| Stated task |
Look through the material and copy each line holding "components".

** start Provided material **

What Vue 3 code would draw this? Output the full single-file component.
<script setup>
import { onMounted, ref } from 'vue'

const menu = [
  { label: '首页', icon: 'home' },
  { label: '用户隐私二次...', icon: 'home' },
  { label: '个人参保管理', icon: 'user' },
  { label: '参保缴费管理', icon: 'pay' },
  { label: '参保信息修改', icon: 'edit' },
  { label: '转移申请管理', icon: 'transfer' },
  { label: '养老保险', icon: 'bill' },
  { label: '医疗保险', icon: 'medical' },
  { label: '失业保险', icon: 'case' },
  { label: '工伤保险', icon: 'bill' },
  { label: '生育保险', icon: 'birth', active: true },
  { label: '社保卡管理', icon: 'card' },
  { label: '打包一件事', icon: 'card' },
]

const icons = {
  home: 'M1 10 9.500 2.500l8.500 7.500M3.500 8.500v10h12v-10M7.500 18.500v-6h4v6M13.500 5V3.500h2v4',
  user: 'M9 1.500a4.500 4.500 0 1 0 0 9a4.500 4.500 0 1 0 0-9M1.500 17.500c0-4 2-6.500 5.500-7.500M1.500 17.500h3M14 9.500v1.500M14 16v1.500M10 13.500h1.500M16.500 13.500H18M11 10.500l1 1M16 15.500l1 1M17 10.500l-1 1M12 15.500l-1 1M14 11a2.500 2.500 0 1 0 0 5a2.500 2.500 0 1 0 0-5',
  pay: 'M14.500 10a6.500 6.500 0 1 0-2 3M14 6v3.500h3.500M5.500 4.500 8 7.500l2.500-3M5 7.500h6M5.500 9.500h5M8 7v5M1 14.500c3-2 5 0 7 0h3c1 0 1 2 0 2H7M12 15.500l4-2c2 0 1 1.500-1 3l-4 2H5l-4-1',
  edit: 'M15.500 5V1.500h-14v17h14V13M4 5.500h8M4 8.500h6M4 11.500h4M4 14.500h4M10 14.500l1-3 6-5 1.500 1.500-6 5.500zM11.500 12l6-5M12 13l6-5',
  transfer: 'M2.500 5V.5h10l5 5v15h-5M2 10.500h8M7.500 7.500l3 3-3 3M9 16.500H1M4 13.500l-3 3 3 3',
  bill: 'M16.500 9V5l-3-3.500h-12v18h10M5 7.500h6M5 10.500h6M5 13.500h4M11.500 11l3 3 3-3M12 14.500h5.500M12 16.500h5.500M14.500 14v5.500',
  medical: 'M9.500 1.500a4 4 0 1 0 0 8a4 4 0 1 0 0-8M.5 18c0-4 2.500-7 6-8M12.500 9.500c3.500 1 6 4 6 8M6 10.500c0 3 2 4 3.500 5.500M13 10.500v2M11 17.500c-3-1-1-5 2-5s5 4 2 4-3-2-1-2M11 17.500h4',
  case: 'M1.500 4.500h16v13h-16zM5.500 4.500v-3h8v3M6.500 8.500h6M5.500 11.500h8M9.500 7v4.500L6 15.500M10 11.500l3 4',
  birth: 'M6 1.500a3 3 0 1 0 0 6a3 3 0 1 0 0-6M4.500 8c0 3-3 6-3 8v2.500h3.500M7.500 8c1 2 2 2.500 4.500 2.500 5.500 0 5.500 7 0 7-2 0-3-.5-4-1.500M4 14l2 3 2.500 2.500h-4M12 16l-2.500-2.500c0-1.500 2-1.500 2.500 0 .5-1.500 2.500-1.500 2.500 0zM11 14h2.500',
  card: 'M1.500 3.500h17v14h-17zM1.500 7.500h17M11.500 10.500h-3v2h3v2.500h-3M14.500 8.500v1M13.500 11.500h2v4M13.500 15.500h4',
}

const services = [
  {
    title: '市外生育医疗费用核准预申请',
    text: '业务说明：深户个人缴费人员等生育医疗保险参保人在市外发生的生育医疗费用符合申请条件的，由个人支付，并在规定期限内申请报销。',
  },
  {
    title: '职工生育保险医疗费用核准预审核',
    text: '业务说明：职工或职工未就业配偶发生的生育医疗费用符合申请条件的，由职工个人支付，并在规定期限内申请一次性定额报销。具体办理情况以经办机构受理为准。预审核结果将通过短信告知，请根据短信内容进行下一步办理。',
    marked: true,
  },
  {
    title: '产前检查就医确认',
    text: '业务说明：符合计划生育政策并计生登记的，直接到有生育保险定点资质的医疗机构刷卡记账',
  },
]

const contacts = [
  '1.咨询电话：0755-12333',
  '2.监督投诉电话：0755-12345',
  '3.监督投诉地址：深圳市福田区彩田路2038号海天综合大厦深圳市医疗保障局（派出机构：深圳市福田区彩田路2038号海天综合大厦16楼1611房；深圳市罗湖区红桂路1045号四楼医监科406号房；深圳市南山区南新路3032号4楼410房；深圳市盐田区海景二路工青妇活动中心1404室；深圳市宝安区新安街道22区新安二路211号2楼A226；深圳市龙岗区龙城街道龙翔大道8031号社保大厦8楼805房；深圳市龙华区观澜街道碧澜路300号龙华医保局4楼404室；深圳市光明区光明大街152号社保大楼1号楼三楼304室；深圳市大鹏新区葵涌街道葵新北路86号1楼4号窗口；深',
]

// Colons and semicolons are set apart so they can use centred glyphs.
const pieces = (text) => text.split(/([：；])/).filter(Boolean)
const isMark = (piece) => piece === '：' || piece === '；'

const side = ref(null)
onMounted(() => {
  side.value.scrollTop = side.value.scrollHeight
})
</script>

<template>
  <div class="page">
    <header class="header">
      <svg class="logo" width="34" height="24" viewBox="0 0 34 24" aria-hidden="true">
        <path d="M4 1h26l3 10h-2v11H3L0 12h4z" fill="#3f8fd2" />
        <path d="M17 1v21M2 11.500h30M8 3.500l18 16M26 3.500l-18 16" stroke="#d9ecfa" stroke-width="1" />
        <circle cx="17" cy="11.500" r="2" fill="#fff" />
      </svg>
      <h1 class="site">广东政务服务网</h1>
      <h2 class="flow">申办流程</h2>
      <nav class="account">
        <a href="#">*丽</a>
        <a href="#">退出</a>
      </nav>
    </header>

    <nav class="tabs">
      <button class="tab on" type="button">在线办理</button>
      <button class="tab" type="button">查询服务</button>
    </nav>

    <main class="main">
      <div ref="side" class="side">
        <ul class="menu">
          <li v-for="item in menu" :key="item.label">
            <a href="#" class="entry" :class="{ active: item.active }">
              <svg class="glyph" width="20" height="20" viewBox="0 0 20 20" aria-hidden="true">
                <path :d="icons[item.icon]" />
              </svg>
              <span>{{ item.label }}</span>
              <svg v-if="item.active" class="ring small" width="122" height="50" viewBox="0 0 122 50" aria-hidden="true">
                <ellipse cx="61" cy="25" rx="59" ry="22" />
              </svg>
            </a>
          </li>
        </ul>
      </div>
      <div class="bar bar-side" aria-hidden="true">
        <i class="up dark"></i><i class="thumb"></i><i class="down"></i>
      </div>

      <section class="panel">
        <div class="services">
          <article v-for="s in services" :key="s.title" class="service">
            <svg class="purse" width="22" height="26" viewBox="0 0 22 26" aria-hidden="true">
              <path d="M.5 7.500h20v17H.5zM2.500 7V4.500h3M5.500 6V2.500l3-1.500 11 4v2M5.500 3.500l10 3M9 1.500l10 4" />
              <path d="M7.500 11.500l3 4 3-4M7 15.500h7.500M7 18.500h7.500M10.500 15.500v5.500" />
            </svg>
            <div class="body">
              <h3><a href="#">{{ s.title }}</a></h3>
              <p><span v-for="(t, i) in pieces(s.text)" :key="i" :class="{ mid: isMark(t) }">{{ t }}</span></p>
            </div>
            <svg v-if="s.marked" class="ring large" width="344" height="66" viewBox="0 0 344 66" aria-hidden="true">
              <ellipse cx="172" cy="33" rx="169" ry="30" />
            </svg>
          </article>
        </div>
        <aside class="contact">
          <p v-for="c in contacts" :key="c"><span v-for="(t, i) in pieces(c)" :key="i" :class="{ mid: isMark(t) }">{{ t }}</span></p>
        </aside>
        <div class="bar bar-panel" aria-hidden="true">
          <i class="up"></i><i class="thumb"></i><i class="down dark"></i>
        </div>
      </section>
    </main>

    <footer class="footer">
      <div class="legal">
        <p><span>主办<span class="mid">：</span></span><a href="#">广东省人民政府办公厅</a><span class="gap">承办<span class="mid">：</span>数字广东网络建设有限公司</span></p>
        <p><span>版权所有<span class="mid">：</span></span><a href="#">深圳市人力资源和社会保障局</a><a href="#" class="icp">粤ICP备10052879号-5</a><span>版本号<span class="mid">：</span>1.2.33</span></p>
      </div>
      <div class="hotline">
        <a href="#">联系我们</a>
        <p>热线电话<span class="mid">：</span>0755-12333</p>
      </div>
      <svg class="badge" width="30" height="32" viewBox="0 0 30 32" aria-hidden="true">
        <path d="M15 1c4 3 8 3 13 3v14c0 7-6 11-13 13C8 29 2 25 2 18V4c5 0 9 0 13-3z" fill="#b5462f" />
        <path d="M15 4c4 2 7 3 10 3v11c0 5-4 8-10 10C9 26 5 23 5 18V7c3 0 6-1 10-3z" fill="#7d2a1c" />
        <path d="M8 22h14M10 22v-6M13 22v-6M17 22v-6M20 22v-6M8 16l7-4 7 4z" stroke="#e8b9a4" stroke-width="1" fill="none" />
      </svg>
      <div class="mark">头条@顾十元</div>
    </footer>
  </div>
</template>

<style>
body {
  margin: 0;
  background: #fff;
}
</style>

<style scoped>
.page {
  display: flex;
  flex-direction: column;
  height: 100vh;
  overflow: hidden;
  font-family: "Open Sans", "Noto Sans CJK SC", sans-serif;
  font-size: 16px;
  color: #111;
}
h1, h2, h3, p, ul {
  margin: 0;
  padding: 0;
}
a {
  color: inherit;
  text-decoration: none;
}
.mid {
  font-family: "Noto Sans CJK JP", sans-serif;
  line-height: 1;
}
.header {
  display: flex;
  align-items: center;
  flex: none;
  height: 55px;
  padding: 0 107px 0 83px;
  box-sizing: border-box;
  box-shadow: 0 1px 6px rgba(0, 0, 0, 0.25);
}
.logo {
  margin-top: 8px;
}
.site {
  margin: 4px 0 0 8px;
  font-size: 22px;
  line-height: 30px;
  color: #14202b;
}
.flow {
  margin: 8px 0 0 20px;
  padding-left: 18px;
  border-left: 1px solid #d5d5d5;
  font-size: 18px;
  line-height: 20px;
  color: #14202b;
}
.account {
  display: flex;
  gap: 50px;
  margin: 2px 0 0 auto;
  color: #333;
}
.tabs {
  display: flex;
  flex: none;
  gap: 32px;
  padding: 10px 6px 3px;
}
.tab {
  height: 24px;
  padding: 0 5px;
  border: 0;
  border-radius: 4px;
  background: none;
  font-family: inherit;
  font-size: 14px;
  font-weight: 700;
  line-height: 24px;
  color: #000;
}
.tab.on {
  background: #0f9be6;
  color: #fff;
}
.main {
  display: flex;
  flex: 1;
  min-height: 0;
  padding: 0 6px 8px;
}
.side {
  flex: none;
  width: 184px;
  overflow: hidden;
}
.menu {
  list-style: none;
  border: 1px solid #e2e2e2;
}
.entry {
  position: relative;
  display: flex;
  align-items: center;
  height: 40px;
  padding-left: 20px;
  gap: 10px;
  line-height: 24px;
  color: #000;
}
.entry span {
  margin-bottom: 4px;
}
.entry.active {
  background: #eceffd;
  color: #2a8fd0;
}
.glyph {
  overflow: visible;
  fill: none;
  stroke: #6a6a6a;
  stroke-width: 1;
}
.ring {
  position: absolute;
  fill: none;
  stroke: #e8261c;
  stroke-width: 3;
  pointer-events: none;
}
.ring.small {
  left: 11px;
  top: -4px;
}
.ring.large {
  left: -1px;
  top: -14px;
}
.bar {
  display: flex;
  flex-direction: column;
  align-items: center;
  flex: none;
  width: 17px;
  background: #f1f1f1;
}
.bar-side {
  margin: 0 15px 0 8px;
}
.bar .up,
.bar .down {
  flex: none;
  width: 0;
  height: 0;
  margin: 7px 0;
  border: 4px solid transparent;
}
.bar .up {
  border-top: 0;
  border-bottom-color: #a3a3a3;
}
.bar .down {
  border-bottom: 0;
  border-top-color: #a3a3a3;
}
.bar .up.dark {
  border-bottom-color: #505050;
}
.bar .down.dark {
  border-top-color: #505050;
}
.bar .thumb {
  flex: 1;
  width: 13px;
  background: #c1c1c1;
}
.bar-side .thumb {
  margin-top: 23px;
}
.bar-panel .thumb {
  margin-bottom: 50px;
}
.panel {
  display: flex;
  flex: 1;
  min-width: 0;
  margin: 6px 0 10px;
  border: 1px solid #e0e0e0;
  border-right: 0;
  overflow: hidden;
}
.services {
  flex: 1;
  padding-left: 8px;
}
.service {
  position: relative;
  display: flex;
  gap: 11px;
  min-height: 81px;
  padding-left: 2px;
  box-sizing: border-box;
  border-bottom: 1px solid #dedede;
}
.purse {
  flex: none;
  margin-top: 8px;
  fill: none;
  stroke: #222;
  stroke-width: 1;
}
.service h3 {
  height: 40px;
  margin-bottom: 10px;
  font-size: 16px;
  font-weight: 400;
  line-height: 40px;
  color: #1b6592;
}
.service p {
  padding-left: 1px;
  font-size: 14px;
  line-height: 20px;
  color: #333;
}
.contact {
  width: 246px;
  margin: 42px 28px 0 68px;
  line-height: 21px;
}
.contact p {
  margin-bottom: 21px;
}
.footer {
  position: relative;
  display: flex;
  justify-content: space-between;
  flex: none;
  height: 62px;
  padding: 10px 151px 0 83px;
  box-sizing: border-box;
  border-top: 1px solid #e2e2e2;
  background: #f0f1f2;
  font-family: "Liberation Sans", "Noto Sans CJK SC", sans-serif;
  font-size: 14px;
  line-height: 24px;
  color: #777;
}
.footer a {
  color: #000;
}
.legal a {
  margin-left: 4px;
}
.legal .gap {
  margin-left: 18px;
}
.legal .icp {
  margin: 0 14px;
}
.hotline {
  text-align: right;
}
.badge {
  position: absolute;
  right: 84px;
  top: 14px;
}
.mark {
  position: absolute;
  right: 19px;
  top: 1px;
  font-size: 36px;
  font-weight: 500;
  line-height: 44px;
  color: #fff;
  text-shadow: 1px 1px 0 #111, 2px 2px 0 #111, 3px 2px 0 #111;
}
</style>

** end Provided material **
** start Provided material **

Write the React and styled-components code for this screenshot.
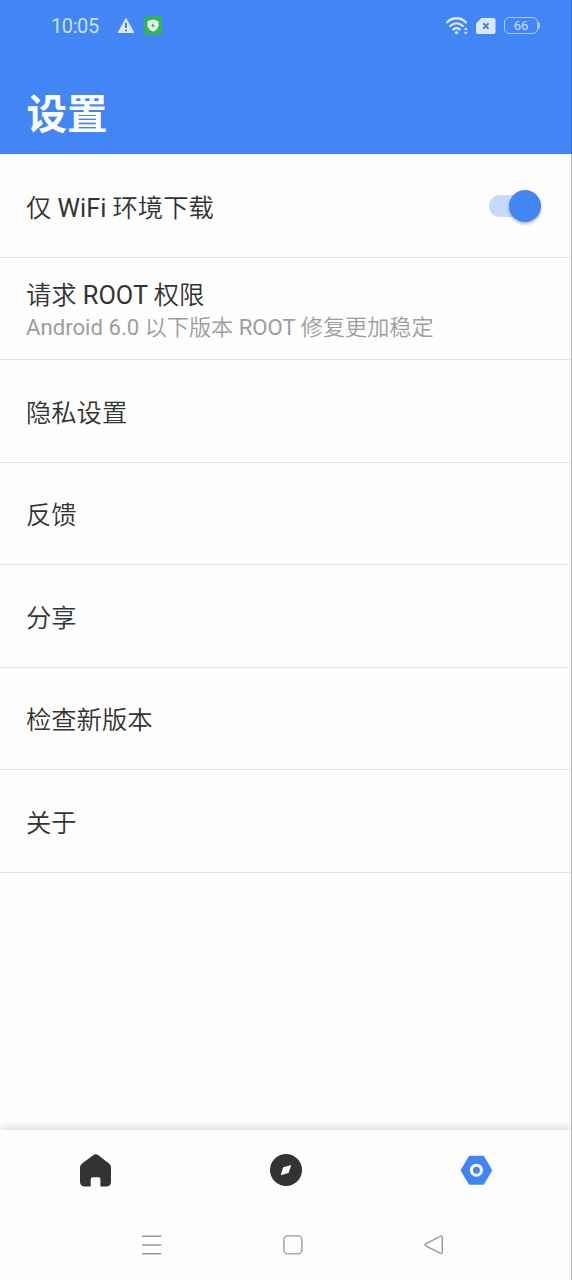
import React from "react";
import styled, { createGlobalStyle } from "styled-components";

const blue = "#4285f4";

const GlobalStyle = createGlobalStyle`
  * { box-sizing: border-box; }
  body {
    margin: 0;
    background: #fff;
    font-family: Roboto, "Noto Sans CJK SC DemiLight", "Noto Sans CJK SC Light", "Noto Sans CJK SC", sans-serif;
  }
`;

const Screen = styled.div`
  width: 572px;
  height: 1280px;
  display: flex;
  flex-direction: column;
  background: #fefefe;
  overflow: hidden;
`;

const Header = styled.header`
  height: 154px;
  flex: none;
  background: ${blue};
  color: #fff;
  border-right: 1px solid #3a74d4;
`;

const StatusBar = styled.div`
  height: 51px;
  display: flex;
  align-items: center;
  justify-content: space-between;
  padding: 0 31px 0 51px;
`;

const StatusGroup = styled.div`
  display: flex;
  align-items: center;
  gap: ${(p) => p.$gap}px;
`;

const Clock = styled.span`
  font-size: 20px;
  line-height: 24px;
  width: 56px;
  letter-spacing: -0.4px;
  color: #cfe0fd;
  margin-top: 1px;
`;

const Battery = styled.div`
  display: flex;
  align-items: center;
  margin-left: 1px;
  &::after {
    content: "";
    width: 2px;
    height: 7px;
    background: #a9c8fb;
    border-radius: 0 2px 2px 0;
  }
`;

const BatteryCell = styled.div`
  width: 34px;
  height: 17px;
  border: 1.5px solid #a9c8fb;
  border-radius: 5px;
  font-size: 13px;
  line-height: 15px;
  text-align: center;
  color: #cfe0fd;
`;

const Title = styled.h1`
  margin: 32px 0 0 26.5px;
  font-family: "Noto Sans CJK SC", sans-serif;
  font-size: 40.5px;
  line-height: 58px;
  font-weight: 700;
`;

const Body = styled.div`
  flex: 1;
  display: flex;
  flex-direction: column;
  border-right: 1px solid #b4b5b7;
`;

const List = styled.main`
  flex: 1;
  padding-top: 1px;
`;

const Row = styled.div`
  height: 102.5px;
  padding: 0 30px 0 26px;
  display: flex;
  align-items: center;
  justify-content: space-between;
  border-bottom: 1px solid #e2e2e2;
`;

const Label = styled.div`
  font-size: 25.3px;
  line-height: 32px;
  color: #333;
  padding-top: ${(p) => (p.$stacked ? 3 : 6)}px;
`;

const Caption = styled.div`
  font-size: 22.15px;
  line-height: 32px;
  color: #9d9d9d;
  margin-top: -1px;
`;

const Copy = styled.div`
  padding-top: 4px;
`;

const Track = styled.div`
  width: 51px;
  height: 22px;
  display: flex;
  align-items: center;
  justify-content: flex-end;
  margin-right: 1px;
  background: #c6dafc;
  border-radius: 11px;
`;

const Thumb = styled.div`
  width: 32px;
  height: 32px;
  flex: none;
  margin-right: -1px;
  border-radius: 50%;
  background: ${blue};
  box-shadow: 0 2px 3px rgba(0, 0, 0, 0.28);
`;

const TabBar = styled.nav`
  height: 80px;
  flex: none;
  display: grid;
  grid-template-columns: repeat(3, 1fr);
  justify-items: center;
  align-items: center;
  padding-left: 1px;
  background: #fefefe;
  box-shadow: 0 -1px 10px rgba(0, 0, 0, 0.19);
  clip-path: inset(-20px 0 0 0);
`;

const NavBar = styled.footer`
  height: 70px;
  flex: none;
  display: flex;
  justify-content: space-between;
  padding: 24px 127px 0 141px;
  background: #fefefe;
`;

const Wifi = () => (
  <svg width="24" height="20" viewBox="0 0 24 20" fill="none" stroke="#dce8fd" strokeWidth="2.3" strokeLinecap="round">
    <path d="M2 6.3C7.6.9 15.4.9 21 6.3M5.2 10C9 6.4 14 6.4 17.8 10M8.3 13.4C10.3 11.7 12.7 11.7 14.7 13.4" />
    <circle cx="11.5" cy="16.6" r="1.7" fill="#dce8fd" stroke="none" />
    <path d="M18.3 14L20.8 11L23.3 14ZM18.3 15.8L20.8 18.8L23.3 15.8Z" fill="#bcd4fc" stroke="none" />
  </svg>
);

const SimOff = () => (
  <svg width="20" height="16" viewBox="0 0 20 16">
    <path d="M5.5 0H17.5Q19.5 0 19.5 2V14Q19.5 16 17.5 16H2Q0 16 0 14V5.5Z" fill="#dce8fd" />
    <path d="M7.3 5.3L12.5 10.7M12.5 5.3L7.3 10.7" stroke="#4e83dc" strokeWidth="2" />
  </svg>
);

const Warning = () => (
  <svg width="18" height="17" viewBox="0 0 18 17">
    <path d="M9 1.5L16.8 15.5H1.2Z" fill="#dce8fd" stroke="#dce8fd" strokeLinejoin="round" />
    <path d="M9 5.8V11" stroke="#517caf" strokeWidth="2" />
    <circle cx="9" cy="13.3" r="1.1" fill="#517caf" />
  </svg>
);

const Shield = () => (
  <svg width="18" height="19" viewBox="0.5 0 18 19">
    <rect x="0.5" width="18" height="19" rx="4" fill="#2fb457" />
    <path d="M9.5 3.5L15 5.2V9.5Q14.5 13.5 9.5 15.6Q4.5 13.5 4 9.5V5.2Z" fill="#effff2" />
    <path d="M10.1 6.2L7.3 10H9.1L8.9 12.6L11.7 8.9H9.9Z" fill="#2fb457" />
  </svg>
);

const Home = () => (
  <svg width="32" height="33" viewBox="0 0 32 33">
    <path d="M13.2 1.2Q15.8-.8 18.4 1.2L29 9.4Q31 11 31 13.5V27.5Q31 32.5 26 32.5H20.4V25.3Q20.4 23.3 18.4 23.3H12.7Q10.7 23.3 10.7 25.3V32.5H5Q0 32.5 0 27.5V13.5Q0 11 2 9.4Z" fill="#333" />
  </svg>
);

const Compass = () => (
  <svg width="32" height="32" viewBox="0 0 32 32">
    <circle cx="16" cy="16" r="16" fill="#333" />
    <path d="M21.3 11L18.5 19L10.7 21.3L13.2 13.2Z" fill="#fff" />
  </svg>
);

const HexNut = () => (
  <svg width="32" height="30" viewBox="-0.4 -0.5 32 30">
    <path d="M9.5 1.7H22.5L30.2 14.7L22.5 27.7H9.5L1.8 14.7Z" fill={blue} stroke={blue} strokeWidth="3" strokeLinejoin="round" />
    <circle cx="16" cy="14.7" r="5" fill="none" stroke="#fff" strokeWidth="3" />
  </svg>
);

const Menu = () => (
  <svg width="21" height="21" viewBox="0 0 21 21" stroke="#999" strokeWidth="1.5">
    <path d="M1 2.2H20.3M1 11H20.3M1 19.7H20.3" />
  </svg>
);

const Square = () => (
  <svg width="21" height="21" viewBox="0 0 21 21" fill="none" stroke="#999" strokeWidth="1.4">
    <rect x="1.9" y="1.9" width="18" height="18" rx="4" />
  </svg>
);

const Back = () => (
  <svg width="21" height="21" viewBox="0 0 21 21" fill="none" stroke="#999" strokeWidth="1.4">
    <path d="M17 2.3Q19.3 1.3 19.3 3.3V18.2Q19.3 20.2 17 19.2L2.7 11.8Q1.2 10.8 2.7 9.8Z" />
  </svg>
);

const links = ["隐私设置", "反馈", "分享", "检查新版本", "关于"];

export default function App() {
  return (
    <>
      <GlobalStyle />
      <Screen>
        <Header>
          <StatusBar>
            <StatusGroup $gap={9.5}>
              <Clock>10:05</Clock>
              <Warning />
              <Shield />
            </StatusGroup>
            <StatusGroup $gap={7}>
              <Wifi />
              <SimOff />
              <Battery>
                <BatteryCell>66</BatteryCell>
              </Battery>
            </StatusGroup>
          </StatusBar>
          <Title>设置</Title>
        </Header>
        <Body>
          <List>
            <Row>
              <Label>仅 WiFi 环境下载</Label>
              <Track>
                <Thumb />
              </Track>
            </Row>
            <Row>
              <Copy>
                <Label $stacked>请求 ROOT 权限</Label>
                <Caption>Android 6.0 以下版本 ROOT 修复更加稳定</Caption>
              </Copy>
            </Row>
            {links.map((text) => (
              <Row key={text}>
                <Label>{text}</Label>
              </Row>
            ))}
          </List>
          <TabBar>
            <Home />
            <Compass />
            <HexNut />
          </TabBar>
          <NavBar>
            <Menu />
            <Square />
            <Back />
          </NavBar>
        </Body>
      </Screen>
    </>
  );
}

** end Provided material **

| Right answer |
Write the React and styled-components code for this screenshot.
import styled, { createGlobalStyle } from "styled-components";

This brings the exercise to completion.